Recorded information:

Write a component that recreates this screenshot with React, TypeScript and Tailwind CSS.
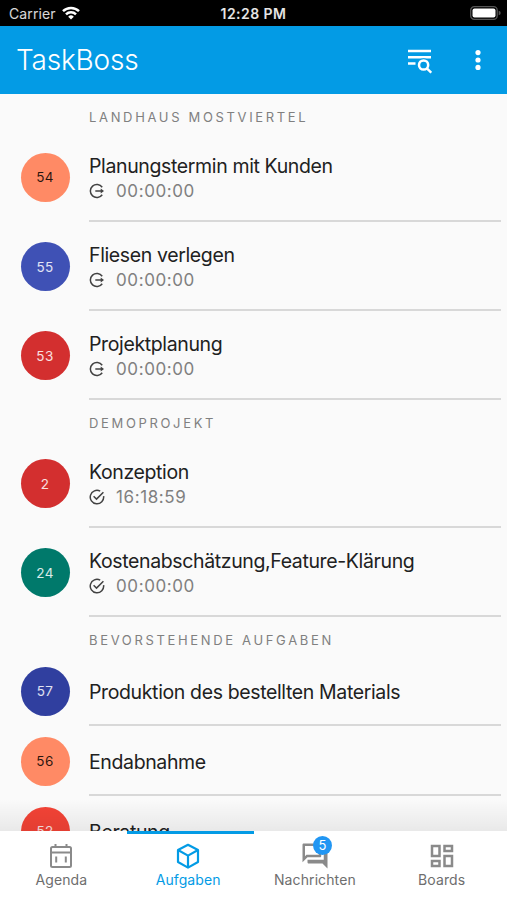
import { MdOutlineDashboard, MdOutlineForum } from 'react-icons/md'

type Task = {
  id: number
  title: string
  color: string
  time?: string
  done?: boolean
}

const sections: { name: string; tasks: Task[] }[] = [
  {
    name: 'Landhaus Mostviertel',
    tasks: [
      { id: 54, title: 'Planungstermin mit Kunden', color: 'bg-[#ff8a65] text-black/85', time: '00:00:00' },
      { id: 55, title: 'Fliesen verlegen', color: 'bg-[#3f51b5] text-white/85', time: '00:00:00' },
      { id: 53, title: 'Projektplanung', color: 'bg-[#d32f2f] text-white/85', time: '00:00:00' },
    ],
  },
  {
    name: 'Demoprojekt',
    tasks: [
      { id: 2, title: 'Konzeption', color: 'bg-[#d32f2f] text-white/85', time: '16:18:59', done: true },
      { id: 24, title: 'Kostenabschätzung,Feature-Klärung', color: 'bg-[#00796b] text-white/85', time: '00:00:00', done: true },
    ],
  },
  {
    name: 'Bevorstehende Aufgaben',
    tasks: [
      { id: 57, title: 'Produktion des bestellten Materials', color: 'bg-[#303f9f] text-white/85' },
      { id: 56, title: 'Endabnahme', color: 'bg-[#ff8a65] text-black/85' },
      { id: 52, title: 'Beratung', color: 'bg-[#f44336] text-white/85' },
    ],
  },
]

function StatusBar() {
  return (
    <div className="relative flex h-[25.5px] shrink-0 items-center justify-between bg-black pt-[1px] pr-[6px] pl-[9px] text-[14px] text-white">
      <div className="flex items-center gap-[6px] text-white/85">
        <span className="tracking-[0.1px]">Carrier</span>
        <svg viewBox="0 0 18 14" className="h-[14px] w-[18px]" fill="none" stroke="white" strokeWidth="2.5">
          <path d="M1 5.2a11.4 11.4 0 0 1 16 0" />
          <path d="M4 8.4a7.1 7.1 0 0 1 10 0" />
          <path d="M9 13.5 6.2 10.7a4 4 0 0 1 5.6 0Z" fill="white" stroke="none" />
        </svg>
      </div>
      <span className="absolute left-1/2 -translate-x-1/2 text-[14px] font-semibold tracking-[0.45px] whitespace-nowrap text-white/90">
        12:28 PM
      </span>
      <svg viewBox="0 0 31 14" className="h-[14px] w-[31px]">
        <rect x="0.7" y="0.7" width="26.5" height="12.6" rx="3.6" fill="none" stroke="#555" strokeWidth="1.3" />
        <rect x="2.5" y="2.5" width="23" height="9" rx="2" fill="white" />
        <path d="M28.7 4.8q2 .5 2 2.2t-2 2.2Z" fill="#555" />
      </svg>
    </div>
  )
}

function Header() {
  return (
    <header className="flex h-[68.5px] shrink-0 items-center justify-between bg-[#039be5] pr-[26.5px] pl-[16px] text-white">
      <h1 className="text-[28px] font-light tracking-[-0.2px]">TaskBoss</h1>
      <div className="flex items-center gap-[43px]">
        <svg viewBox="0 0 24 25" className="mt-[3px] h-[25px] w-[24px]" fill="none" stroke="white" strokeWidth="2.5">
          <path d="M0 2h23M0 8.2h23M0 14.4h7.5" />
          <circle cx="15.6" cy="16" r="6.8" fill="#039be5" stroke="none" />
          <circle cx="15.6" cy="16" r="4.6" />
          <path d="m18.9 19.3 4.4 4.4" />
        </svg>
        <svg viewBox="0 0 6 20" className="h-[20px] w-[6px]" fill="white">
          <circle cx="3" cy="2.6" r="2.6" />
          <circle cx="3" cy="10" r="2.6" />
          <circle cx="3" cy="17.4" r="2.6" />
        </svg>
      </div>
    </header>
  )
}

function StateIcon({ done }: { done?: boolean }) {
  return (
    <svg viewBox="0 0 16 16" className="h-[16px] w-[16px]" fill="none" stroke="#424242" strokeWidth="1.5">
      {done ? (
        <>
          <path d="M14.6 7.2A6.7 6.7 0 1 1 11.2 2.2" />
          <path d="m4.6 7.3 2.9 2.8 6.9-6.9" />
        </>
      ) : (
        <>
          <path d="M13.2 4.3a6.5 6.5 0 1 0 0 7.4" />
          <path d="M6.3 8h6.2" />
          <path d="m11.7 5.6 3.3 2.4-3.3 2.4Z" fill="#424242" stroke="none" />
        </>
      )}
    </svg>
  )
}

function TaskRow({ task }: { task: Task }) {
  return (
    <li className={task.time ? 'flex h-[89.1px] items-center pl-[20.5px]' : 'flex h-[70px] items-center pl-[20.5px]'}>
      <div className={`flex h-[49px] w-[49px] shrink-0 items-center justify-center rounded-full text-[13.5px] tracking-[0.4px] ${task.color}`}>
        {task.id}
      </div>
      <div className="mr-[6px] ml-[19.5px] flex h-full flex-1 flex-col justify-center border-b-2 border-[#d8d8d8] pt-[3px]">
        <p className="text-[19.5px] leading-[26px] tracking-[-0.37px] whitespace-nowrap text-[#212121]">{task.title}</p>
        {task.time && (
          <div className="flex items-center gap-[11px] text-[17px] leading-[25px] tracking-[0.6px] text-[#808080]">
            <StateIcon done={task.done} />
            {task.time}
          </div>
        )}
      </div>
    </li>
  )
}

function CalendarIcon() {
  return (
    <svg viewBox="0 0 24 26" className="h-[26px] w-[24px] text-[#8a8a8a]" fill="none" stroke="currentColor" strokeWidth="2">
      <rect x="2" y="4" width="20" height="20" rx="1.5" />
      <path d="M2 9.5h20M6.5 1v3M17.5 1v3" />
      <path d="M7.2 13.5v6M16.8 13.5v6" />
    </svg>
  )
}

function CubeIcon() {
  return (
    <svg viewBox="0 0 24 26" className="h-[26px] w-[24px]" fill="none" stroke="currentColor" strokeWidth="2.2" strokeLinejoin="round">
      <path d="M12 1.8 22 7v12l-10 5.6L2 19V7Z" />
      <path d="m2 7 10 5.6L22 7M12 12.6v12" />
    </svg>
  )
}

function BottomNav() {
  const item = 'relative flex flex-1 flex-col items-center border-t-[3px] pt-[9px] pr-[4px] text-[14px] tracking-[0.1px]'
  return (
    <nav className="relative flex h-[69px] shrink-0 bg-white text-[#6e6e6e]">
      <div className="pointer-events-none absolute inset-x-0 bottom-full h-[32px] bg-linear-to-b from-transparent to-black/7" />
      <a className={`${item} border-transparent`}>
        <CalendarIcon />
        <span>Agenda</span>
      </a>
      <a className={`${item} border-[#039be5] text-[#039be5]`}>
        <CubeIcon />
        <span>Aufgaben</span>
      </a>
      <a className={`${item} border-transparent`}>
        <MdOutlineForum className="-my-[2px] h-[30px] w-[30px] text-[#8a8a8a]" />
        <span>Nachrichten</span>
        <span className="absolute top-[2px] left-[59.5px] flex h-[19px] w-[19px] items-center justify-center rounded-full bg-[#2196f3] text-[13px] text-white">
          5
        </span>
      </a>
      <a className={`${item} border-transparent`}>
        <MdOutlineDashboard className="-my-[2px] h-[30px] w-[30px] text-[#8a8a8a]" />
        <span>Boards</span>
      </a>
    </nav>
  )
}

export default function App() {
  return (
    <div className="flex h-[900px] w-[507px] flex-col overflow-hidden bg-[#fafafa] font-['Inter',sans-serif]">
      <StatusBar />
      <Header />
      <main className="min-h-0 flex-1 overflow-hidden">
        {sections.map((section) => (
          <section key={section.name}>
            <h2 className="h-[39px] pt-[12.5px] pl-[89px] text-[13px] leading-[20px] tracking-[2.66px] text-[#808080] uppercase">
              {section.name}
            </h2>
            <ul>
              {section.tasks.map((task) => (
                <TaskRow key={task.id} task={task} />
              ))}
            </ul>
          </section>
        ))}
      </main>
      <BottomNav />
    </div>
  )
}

Written problem:
Except for the pictures, print the data above exactly.

Answer to the exercise:
Write a component that recreates this screenshot with React, TypeScript and Tailwind CSS.
import { MdOutlineDashboard, MdOutlineForum } from 'react-icons/md'

type Task = {
  id: number
  title: string
  color: string
  time?: string
  done?: boolean
}

const sections: { name: string; tasks: Task[] }[] = [
  {
    name: 'Landhaus Mostviertel',
    tasks: [
      { id: 54, title: 'Planungstermin mit Kunden', color: 'bg-[#ff8a65] text-black/85', time: '00:00:00' },
      { id: 55, title: 'Fliesen verlegen', color: 'bg-[#3f51b5] text-white/85', time: '00:00:00' },
      { id: 53, title: 'Projektplanung', color: 'bg-[#d32f2f] text-white/85', time: '00:00:00' },
    ],
  },
  {
    name: 'Demoprojekt',
    tasks: [
      { id: 2, title: 'Konzeption', color: 'bg-[#d32f2f] text-white/85', time: '16:18:59', done: true },
      { id: 24, title: 'Kostenabschätzung,Feature-Klärung', color: 'bg-[#00796b] text-white/85', time: '00:00:00', done: true },
    ],
  },
  {
    name: 'Bevorstehende Aufgaben',
    tasks: [
      { id: 57, title: 'Produktion des bestellten Materials', color: 'bg-[#303f9f] text-white/85' },
      { id: 56, title: 'Endabnahme', color: 'bg-[#ff8a65] text-black/85' },
      { id: 52, title: 'Beratung', color: 'bg-[#f44336] text-white/85' },
    ],
  },
]

function StatusBar() {
  return (
    <div className="relative flex h-[25.5px] shrink-0 items-center justify-between bg-black pt-[1px] pr-[6px] pl-[9px] text-[14px] text-white">
      <div className="flex items-center gap-[6px] text-white/85">
        <span className="tracking-[0.1px]">Carrier</span>
        <svg viewBox="0 0 18 14" className="h-[14px] w-[18px]" fill="none" stroke="white" strokeWidth="2.5">
          <path d="M1 5.2a11.4 11.4 0 0 1 16 0" />
          <path d="M4 8.4a7.1 7.1 0 0 1 10 0" />
          <path d="M9 13.5 6.2 10.7a4 4 0 0 1 5.6 0Z" fill="white" stroke="none" />
        </svg>
      </div>
      <span className="absolute left-1/2 -translate-x-1/2 text-[14px] font-semibold tracking-[0.45px] whitespace-nowrap text-white/90">
        12:28 PM
      </span>
      <svg viewBox="0 0 31 14" className="h-[14px] w-[31px]">
        <rect x="0.7" y="0.7" width="26.5" height="12.6" rx="3.6" fill="none" stroke="#555" strokeWidth="1.3" />
        <rect x="2.5" y="2.5" width="23" height="9" rx="2" fill="white" />
        <path d="M28.7 4.8q2 .5 2 2.2t-2 2.2Z" fill="#555" />
      </svg>
    </div>
  )
}

function Header() {
  return (
    <header className="flex h-[68.5px] shrink-0 items-center justify-between bg-[#039be5] pr-[26.5px] pl-[16px] text-white">
      <h1 className="text-[28px] font-light tracking-[-0.2px]">TaskBoss</h1>
      <div className="flex items-center gap-[43px]">
        <svg viewBox="0 0 24 25" className="mt-[3px] h-[25px] w-[24px]" fill="none" stroke="white" strokeWidth="2.5">
          <path d="M0 2h23M0 8.2h23M0 14.4h7.5" />
          <circle cx="15.6" cy="16" r="6.8" fill="#039be5" stroke="none" />
          <circle cx="15.6" cy="16" r="4.6" />
          <path d="m18.9 19.3 4.4 4.4" />
        </svg>
        <svg viewBox="0 0 6 20" className="h-[20px] w-[6px]" fill="white">
          <circle cx="3" cy="2.6" r="2.6" />
          <circle cx="3" cy="10" r="2.6" />
          <circle cx="3" cy="17.4" r="2.6" />
        </svg>
      </div>
    </header>
  )
}

function StateIcon({ done }: { done?: boolean }) {
  return (
    <svg viewBox="0 0 16 16" className="h-[16px] w-[16px]" fill="none" stroke="#424242" strokeWidth="1.5">
      {done ? (
        <>
          <path d="M14.6 7.2A6.7 6.7 0 1 1 11.2 2.2" />
          <path d="m4.6 7.3 2.9 2.8 6.9-6.9" />
        </>
      ) : (
        <>
          <path d="M13.2 4.3a6.5 6.5 0 1 0 0 7.4" />
          <path d="M6.3 8h6.2" />
          <path d="m11.7 5.6 3.3 2.4-3.3 2.4Z" fill="#424242" stroke="none" />
        </>
      )}
    </svg>
  )
}

function TaskRow({ task }: { task: Task }) {
  return (
    <li className={task.time ? 'flex h-[89.1px] items-center pl-[20.5px]' : 'flex h-[70px] items-center pl-[20.5px]'}>
      <div className={`flex h-[49px] w-[49px] shrink-0 items-center justify-center rounded-full text-[13.5px] tracking-[0.4px] ${task.color}`}>
        {task.id}
      </div>
      <div className="mr-[6px] ml-[19.5px] flex h-full flex-1 flex-col justify-center border-b-2 border-[#d8d8d8] pt-[3px]">
        <p className="text-[19.5px] leading-[26px] tracking-[-0.37px] whitespace-nowrap text-[#212121]">{task.title}</p>
        {task.time && (
          <div className="flex items-center gap-[11px] text-[17px] leading-[25px] tracking-[0.6px] text-[#808080]">
            <StateIcon done={task.done} />
            {task.time}
          </div>
        )}
      </div>
    </li>
  )
}

function CalendarIcon() {
  return (
    <svg viewBox="0 0 24 26" className="h-[26px] w-[24px] text-[#8a8a8a]" fill="none" stroke="currentColor" strokeWidth="2">
      <rect x="2" y="4" width="20" height="20" rx="1.5" />
      <path d="M2 9.5h20M6.5 1v3M17.5 1v3" />
      <path d="M7.2 13.5v6M16.8 13.5v6" />
    </svg>
  )
}

function CubeIcon() {
  return (
    <svg viewBox="0 0 24 26" className="h-[26px] w-[24px]" fill="none" stroke="currentColor" strokeWidth="2.2" strokeLinejoin="round">
      <path d="M12 1.8 22 7v12l-10 5.6L2 19V7Z" />
      <path d="m2 7 10 5.6L22 7M12 12.6v12" />
    </svg>
  )
}

function BottomNav() {
  const item = 'relative flex flex-1 flex-col items-center border-t-[3px] pt-[9px] pr-[4px] text-[14px] tracking-[0.1px]'
  return (
    <nav className="relative flex h-[69px] shrink-0 bg-white text-[#6e6e6e]">
      <div className="pointer-events-none absolute inset-x-0 bottom-full h-[32px] bg-linear-to-b from-transparent to-black/7" />
      <a className={`${item} border-transparent`}>
        <CalendarIcon />
        <span>Agenda</span>
      </a>
      <a className={`${item} border-[#039be5] text-[#039be5]`}>
        <CubeIcon />
        <span>Aufgaben</span>
      </a>
      <a className={`${item} border-transparent`}>
        <MdOutlineForum className="-my-[2px] h-[30px] w-[30px] text-[#8a8a8a]" />
        <span>Nachrichten</span>
        <span className="absolute top-[2px] left-[59.5px] flex h-[19px] w-[19px] items-center justify-center rounded-full bg-[#2196f3] text-[13px] text-white">
          5
        </span>
      </a>
      <a className={`${item} border-transparent`}>
        <MdOutlineDashboard className="-my-[2px] h-[30px] w-[30px] text-[#8a8a8a]" />
        <span>Boards</span>
      </a>
    </nav>
  )
}

export default function App() {
  return (
    <div className="flex h-[900px] w-[507px] flex-col overflow-hidden bg-[#fafafa] font-['Inter',sans-serif]">
      <StatusBar />
      <Header />
      <main className="min-h-0 flex-1 overflow-hidden">
        {sections.map((section) => (
          <section key={section.name}>
            <h2 className="h-[39px] pt-[12.5px] pl-[89px] text-[13px] leading-[20px] tracking-[2.66px] text-[#808080] uppercase">
              {section.name}
            </h2>
            <ul>
              {section.tasks.map((task) => (
                <TaskRow key={task.id} task={task} />
              ))}
            </ul>
          </section>
        ))}
      </main>
      <BottomNav />
    </div>
  )
}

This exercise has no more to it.